No Berlusconi Day was a spontaneous mass political event organized by the Purple People protest organisation and held worldwide on December 5, 2009. The protest was organized almost entirely online. The participants were known as Onda Viola ("Purple Wave"), due to the color chosen to represent the event, which was worn by many of the participants.

==Organization==
On October 6, 2009, the so-called "Lodo Alfano", one of Berlusconi's "ad personam" laws, was judged to be against Italy's Constitutional principles of equality by the Constitutional Court. A small group of bloggers started to comment on the sentence through online social networks, and later proposed a public protest against Silvio Berlusconi.

This proposal was successful, and spread quickly across social media: in less than a week the "No Berlusconi Day" page reached over 20,000 members. The project was joined by people from all over Italy.

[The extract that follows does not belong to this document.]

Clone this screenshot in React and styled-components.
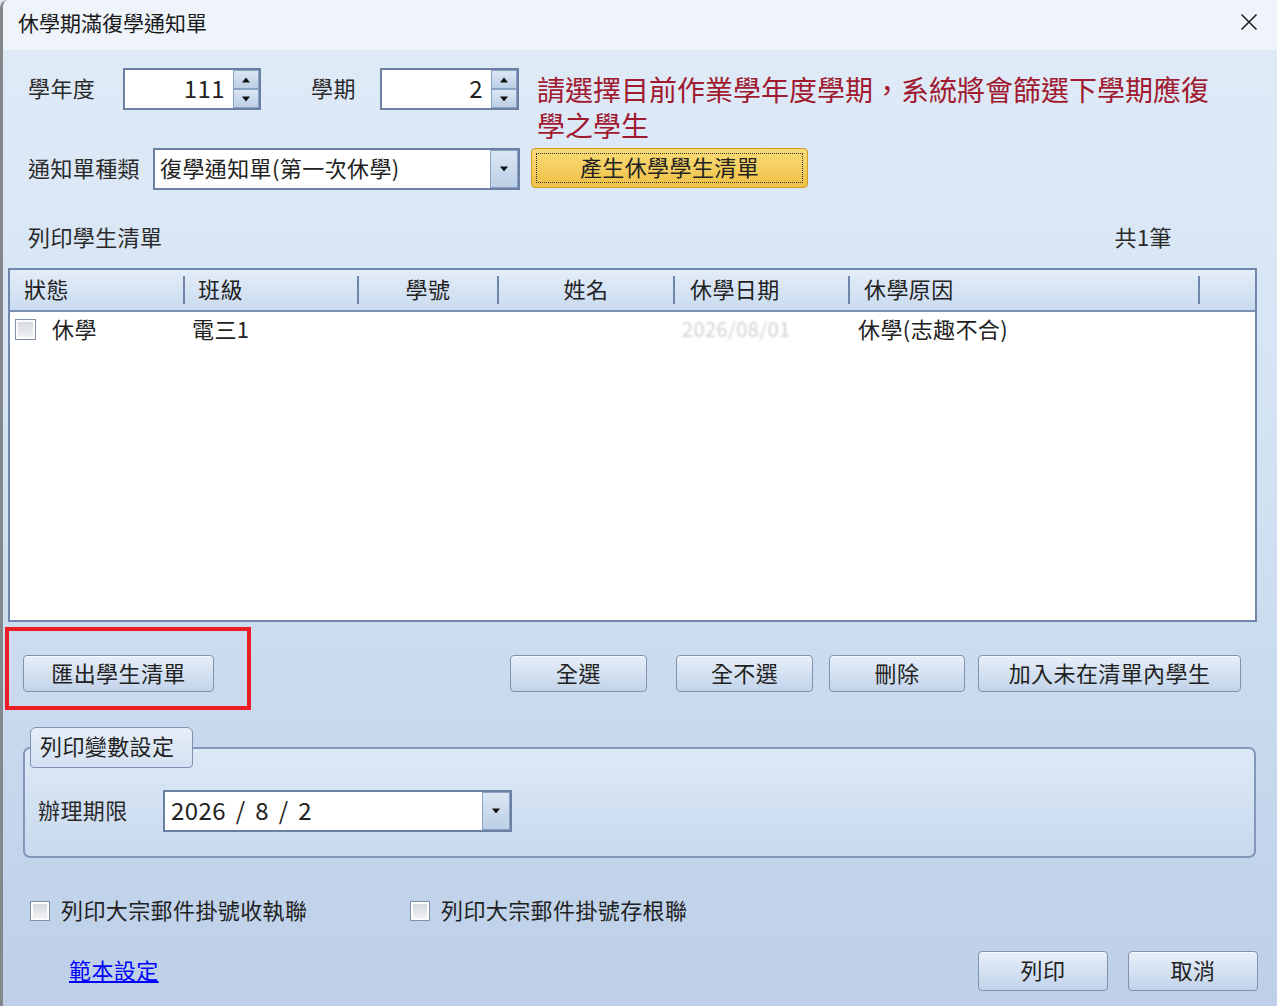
import React from "react";
import styled, { createGlobalStyle } from "styled-components";

const FONT = `"Noto Sans CJK TC", "Noto Sans", "Liberation Sans", sans-serif`;

const GlobalStyle = createGlobalStyle`
  html, body { margin: 0; padding: 0; }
  body { font-family: ${FONT}; color: #222; background: #dfeaf7; }
  * { box-sizing: border-box; }
`;

const Window = styled.div`
  width: 1277px;
  height: 1006px;
  display: flex;
  flex-direction: column;
  border-left: 3px solid #84878c;
  border-top-left-radius: 8px;
  overflow: hidden;
`;

const TitleBar = styled.div`
  height: 50px;
  flex-shrink: 0;
  background: #eef4fa;
  display: flex;
  align-items: center;
  justify-content: space-between;
  padding: 0 19px 6px 15px;
  font-size: 21px;
  color: #1a1a1a;
  line-height: 1;
`;

const Body = styled.div`
  flex: 1;
  background: linear-gradient(to bottom, #dfeaf7 0%, #d4e3f3 40%, #bdd0e8 100%);
  padding: 18px 20px 0 5px;
  display: flex;
  flex-direction: column;
  font-size: 22px;
  letter-spacing: 0.4px;
  line-height: 1.2;
`;

const Row = styled.div`
  display: flex;
  align-items: center;
  height: ${(p) => p.$h || 42}px;
  margin-top: ${(p) => p.$mt || 0}px;
  padding-left: ${(p) => p.$pl || 0}px;
  flex-shrink: 0;
`;

const Label = styled.div`
  width: ${(p) => p.$w}px;
  margin-left: ${(p) => p.$ml || 0}px;
  margin-top: -3px;
  flex-shrink: 0;
  font-size: 22px;
  color: #2a2a2a;
  white-space: nowrap;
`;

const Hint = styled.div`
  align-self: flex-start;
  margin-top: 3px;
  margin-left: 18px;
  width: 680px;
  height: 42px;
  flex-shrink: 0;
  font-size: 28px;
  letter-spacing: 0;
  line-height: 36px;
  color: #a01a30;
`;

const Field = styled.div`
  width: ${(p) => p.$w}px;
  height: 42px;
  flex-shrink: 0;
  border: 2px solid #6c80a3;
  background: #fff;
  display: flex;
  align-items: stretch;
`;

const NumberText = styled.div`
  flex: 1;
  text-align: right;
  padding-right: 8px;
  font-size: 24px;
  line-height: 35px;
  color: #222;
`;

const FieldText = styled.div`
  flex: 1;
  padding-left: ${(p) => p.$pl || 5}px;
  font-size: ${(p) => p.$fs || 22}px;
  word-spacing: ${(p) => p.$ws || 0}px;
  line-height: 35px;
  color: #222;
  white-space: nowrap;
`;

const SpinCol = styled.div`
  width: 26px;
  display: flex;
  flex-direction: column;
`;

const SpinBtn = styled.div`
  flex: 1;
  border: 1px solid #8aa1c3;
  background: linear-gradient(#dbe6f3, #bccfe6);
  display: flex;
  align-items: center;
  justify-content: center;
`;

const DropBtn = styled.div`
  width: 28px;
  border: 1px solid #8aa1c3;
  background: linear-gradient(#dbe6f3, #bccfe6);
  display: flex;
  align-items: center;
  justify-content: center;
`;

const Tri = ({ up }) => (
  <svg width="10" height="6" viewBox="0 0 10 6">
    {up ? <polygon points="1,5.5 9,5.5 5,0.5" fill="#111" /> : <polygon points="1,0.5 9,0.5 5,5.5" fill="#111" />}
  </svg>
);

const Spinner = ({ w, value }) => (
  <Field $w={w}>
    <NumberText>{value}</NumberText>
    <SpinCol>
      <SpinBtn><Tri up /></SpinBtn>
      <SpinBtn><Tri /></SpinBtn>
    </SpinCol>
  </Field>
);

const Combo = ({ w, text, fs, pl, ws }) => (
  <Field $w={w}>
    <FieldText $fs={fs} $pl={pl} $ws={ws}>{text}</FieldText>
    <DropBtn><Tri /></DropBtn>
  </Field>
);

const GoldButton = styled.div`
  align-self: flex-start;
  margin-left: 11px;
  width: 277px;
  height: 40px;
  flex-shrink: 0;
  border: 1px solid #d29e24;
  border-radius: 4px;
  background: linear-gradient(#f9dc78, #efc146);
  outline: 1.5px dotted #333;
  outline-offset: -6px;
  display: flex;
  align-items: center;
  justify-content: center;
  padding-bottom: 3px;
  font-size: 22px;
  color: #222;
`;

const ListHeader = styled.div`
  margin-top: 28px;
  height: 40px;
  flex-shrink: 0;
  display: flex;
  align-items: center;
  justify-content: space-between;
  padding: 0 85px 3px 20px;
  font-size: 22px;
  color: #2a2a2a;
`;

const Table = styled.div`
  margin-top: 10px;
  height: 354px;
  flex-shrink: 0;
  border: 2px solid #6f86aa;
  background: #fff;
  display: flex;
  flex-direction: column;
`;

const HeaderRow = styled.div`
  height: 42px;
  flex-shrink: 0;
  display: flex;
  align-items: center;
  border-bottom: 2px solid #7a90b2;
  background: linear-gradient(#e4edf8, #c9dbf0);
  font-size: 22px;
  color: #222;
`;

const HeadCell = styled.div`
  width: ${(p) => p.$w}px;
  flex-shrink: 0;
  padding-left: ${(p) => p.$pl || 0}px;
  margin-top: -3px;
  text-align: ${(p) => p.$align || "left"};
  white-space: nowrap;
`;

const Divider = styled.div`
  width: 2px;
  height: 28px;
  flex-shrink: 0;
  background: #6f86aa;
`;

const DataRow = styled.div`
  height: 36px;
  flex-shrink: 0;
  display: flex;
  align-items: center;
  font-size: 22px;
  color: #222;
`;

const DataCell = styled.div`
  width: ${(p) => p.$w}px;
  flex-shrink: 0;
  padding-left: ${(p) => p.$pl || 0}px;
  display: flex;
  align-items: center;
  white-space: nowrap;
`;

const CellText = styled.span`
  margin-top: -4px;
`;

const Faded = styled.span`
  color: #d0d0d0;
  filter: blur(0.8px);
  font-size: 20px;
  margin-top: -3px;
`;

const Check = styled.div`
  width: ${(p) => p.$s || 21}px;
  height: ${(p) => p.$s || 21}px;
  flex-shrink: 0;
  border: 1px solid #8090a8;
  background: linear-gradient(#d3d7dd, #f3f4f6);
  box-shadow: inset 0 0 0 2px #fbfbfb;
  margin-right: ${(p) => p.$mr || 0}px;
`;

const ActionRow = styled.div`
  margin-top: 5px;
  height: 83px;
  flex-shrink: 0;
  display: flex;
  align-items: flex-start;
`;

const RedFrame = styled.div`
  margin-left: -3px;
  width: 246px;
  height: 83px;
  flex-shrink: 0;
  border: 4px solid #ec1c24;
  padding: 24px 0 0 14px;
`;

const WinButton = styled.div`
  width: ${(p) => p.$w}px;
  height: ${(p) => p.$h || 37}px;
  margin-left: ${(p) => p.$ml || 0}px;
  flex-shrink: 0;
  border: 1px solid #8192ae;
  border-radius: 4px;
  background: linear-gradient(#e7eff9, #c2d3ea);
  box-shadow: inset 0 1px 0 #f5f9fd;
  display: flex;
  align-items: center;
  justify-content: center;
  padding-bottom: 3px;
  font-size: 22px;
  color: #222;
  white-space: nowrap;
`;

const ButtonGroup = styled.div`
  margin-left: auto;
  margin-right: 16px;
  margin-top: 28px;
  display: flex;
`;

const GroupBox = styled.div`
  margin: 17px 1px 0 15px;
  flex-shrink: 0;
  display: flex;
  flex-direction: column;
`;

const GroupTab = styled.div`
  position: relative;
  z-index: 1;
  margin-left: 7px;
  margin-bottom: -21px;
  width: 163px;
  height: 41px;
  border: 1.5px solid #7d91b0;
  border-radius: 6px 6px 4px 4px;
  background: linear-gradient(#e6eef8, #d4e1f2);
  display: flex;
  align-items: center;
  padding: 0 0 4px 9px;
  font-size: 22px;
  color: #222;
`;

const GroupFrame = styled.div`
  height: 111px;
  border: 2px solid #8297b9;
  border-radius: 7px;
  background: linear-gradient(#dde9f6, #c8d9ee);
  padding: 41px 0 0 13px;
  display: flex;
  align-items: flex-start;
`;

const CheckRow = styled.div`
  margin-top: 42px;
  height: 22px;
  flex-shrink: 0;
  display: flex;
  align-items: center;
  padding-left: 22px;
`;

const CheckItem = styled.div`
  width: ${(p) => p.$w || "auto"};
  display: flex;
  align-items: center;
  font-size: 22px;
  color: #222;
  white-space: nowrap;
`;

const BottomRow = styled.div`
  margin-top: 29px;
  height: 40px;
  flex-shrink: 0;
  display: flex;
  align-items: center;
  padding-left: 61px;
`;

const Link = styled.a`
  color: #0000ff;
  text-decoration: underline;
  font-size: 22px;
  margin-top: -4px;
  cursor: pointer;
`;

const FooterButtons = styled.div`
  margin-left: auto;
  margin-right: -1px;
  display: flex;
  gap: 20px;
`;

const headCols = [
  { w: 173, pl: 14, t: "狀態" },
  { w: 172, pl: 13, t: "班級" },
  { w: 138, align: "center", t: "學號" },
  { w: 174, align: "center", t: "姓名" },
  { w: 173, pl: 15, t: "休學日期" },
  { w: 348, pl: 14, t: "休學原因" },
];

export default function App() {
  return (
    <>
      <GlobalStyle />
      <Window>
        <TitleBar>
          <span>休學期滿復學通知單</span>
          <svg width="18" height="18" viewBox="0 0 18 18">
            <path d="M1.5 1.5 L16.5 16.5 M16.5 1.5 L1.5 16.5" stroke="#222" strokeWidth="1.6" fill="none" />
          </svg>
        </TitleBar>
        <Body>
          <Row $pl={20}>
            <Label $w={95}>學年度</Label>
            <Spinner w={138} value="111" />
            <Label $w={69} $ml={50}>學期</Label>
            <Spinner w={139} value="2" />
            <Hint>請選擇目前作業學年度學期，系統將會篩選下學期應復學之學生</Hint>
          </Row>
          <Row $pl={20} $mt={38}>
            <Label $w={125}>通知單種類</Label>
            <Combo w={367} text="復學通知單(第一次休學)" fs={22} />
            <GoldButton>產生休學學生清單</GoldButton>
          </Row>

          <ListHeader>
            <span>列印學生清單</span>
            <span>共1筆</span>
          </ListHeader>

          <Table>
            <HeaderRow>
              {headCols.map((c) => (
                <React.Fragment key={c.t}>
                  <HeadCell $w={c.w} $pl={c.pl} $align={c.align}>{c.t}</HeadCell>
                  <Divider />
                </React.Fragment>
              ))}
            </HeaderRow>
            <DataRow>
              <DataCell $w={175} $pl={5}>
                <Check $mr={16} />
                <CellText>休學</CellText>
              </DataCell>
              <DataCell $w={174} $pl={7}><CellText>電三1</CellText></DataCell>
              <DataCell $w={140} />
              <DataCell $w={176} />
              <DataCell $w={175} $pl={7}><Faded>2026/08/01</Faded></DataCell>
              <DataCell $w={348} $pl={8}><CellText>休學(志趣不合)</CellText></DataCell>
            </DataRow>
          </Table>

          <ActionRow>
            <RedFrame>
              <WinButton $w={191}>匯出學生清單</WinButton>
            </RedFrame>
            <ButtonGroup>
              <WinButton $w={137}>全選</WinButton>
              <WinButton $w={137} $ml={29}>全不選</WinButton>
              <WinButton $w={136} $ml={16}>刪除</WinButton>
              <WinButton $w={263} $ml={13}>加入未在清單內學生</WinButton>
            </ButtonGroup>
          </ActionRow>

          <GroupBox>
            <GroupTab>列印變數設定</GroupTab>
            <GroupFrame>
              <Row>
                <Label $w={125}>辦理期限</Label>
                <Combo w={349} text="2026 / 8 / 2" fs={24} pl={6} ws={4} />
              </Row>
            </GroupFrame>
          </GroupBox>

          <CheckRow>
            <CheckItem $w="380px">
              <Check $s={20} $mr={11} />
              <CellText>列印大宗郵件掛號收執聯</CellText>
            </CheckItem>
            <CheckItem>
              <Check $s={20} $mr={11} />
              <CellText>列印大宗郵件掛號存根聯</CellText>
            </CheckItem>
          </CheckRow>

          <BottomRow>
            <Link>範本設定</Link>
            <FooterButtons>
              <WinButton $w={130} $h={40}>列印</WinButton>
              <WinButton $w={130} $h={40}>取消</WinButton>
            </FooterButtons>
          </BottomRow>
        </Body>
      </Window>
    </>
  );
}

Local groups were created and people started to become more seriously organized. In late October 2009 an official date was chosen for the protest, December 5, with the main venue as Rome.

Both nationally and internationally, people continued to joining the movement. By early November 2009, the number of registered supporters had increased to 200,000.

==The event==
'No Berlusconi Day' started on December 5, at 4:00 am, Rome time schedule, when the 'No Berlusconi Day' group gathered in Sydney. The events kept going on for the whole day, because No Berlusconi Day demonstrations took place all over the world: Berlin, Paris, London, Buenos Aires, Madrid, New York City and even Beijing.

The main group of support was planned to finish in Rome.

The participants met in Piazza della Repubblica and started marching at 14:00, towards Piazza S. Giovanni. They passed through Cavour, piazza S. Maria Maggiore and via Merulana. The main stage was built in Piazza San Giovanni, and the first speaker started his speech at 16:30. Many others contributions followed until 18:30, when the veteran songwriter Roberto Vecchioni performed live for the attendees.

==Notable supporters==
Many prominent public figures supported the No Berlusconi Day; among them were: Antonio Di Pietro, Walter Veltroni, Nanni Moretti, Daniele Luttazzi, Paolo Flores d'Arcais, Beppe Grillo, Dario Fo, Dacia Maraini, Margherita Hack, Piero Ricca, Sabina Guzzanti, Roberto Vecchioni, Moni Ovadia, Salvatore Borsellino, Piergiorgio Odifreddi, Vincenzo Vita

==Media coverage and Parties' attention==
The event immediately attracted significant media attention, and members of 'No Berlusconi-Day' staff appeared on TV news and also were interviewed by major Italian newspapers. Most of them were ordinary people, rather unheard of by the greater public, but sometimes popular in the online blogging community.

This popular uproar forced the main opposition party in Italy - the Democratic Party, known as the PD- to declare its position regarding support for the No Berlusconi Day. The PD Secretary, Pierluigi Bersani, remained somewhat ambiguous, thus creating much disillusionment in the Party's supporters and staff.